Like cookies, muffins, and cinnamon rolls, bagels are a portable snack food--but, says Carol Kroskey, senior editor of Bakery Production & Marketing, with a guilt-free difference: "They're healthy treats. Bagels have less of an evil profile than a high-fat cookie." Made with no shortening and never more than a pinch of sugar, bagels are low in fat.
Americans are expected to buy $2.3 billion worth of bagels this year, up 33% over the past five years, says Kroskey, who predicts a 50% increase in the next five. Bagel shops, whose sales should total $450 million this year, are the fastest-growing segment of the market.
McBAGEL'S? That increase comes in large part from chains such as Bruegger's, the industry giant, which projects that its 207 stores will grow to 1,000 by 1998. Privately held Bruegger's Corp. doesn't break out results but says that company-owned and franchised stores had total sales last year of $81 million and predicts that will climb to $145 million this year. Publicly traded Manhattan Bagel Co. earned $506,585 last year, on revenues of $6.2 million, primarily from sales of raw bagels and spreads to franchised stores plus franchise fees.
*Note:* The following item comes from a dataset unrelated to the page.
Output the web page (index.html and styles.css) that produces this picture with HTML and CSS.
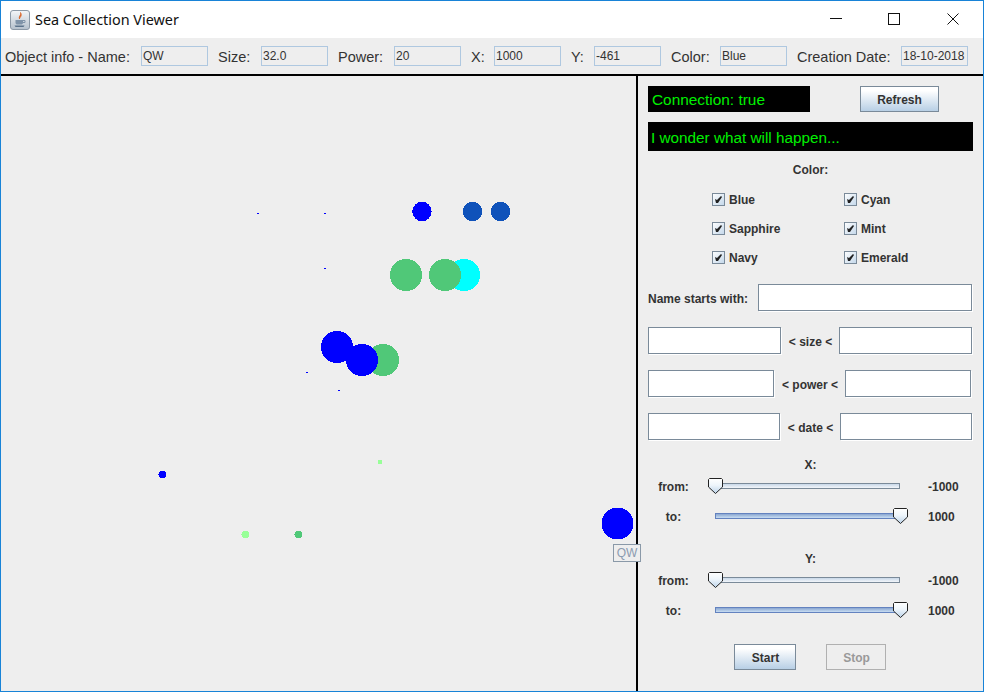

The number of stores has more than doubled this year, to 131, mostly in the East, but Manhattan is expanding into California. Fast-growing Big Apple Bagels adds bagel dogs, pizza bagels, and chocolate-covered bagel chips to its menu, and it is testing bagel drive-throughs.
Supermarket bagel sales are booming, too, helped by the market-building done by the chains. Last year, more than $1.2 billion worth of bagels rolled out of supermarket doors. Kraft Foods Inc. sold its bakery operations in June--but held on to Lender's Bagel Bakery, the No.1 grocery brand. Both Kraft and Sara Lee Corp. have introduced fresh supermarket bagels, a fast-growing segment.
"CREDIBILITY." Such hot expansion has attracted the attention of some savvy food marketers. In March, Starbucks Coffee Co. paid $11 million for 20% of Noah's New York Bagels Inc., a California company with 27 outlets near San Francisco. Now, Noah's is expanding into Los Angeles, where industry sales are growing nearly fivefold a year. "Starbucks gave us financing, a great strategic partner, and credibility with landlords and bankers," says Noah's president and CEO, William B. Hughson. He has a dozen stores in development adjacent to Starbucks coffeehouses.
Meanwhile, Boston Chicken Inc., which pushes home-style prepared dinners, is lending as much as $80 million to Progressive Bagel Concepts Inc. in exchange for options on more than half the company's stock. "Bagels in the morning is the same thing Boston Market is doing for dinner," says Mark W. Stephens, CFO of Boston Chicken, which will provide capital and support services but stay out of management. Progressive Bagel, a merger of four independent chains, has just opened its prototype einste!n bros. bagel store in Ogden, Utah, and plans to convert all 53 of its outlets to einste!n's. It will add some 300 more by the end of 1996. The company uses a contemporary cafe format and also serves lattes, herbal teas, and sandwiches. In fact, despite their New York names, most of the new bagelries, with their crisp, clean lines and bright graphics, look more like California coffee bars than Big Apple delis.
Is the market big enough for all these bagel arrivistes? When Bruegger's opened a store in Bethesda, Md., on the same block as Bethesda Bagels, a longtime local bakery that makes bagels by hand, the outcry reached the front page of the local paper. But Bethesda Bagels is doing fine despite the new competition. Its newest plan: franchising, of course.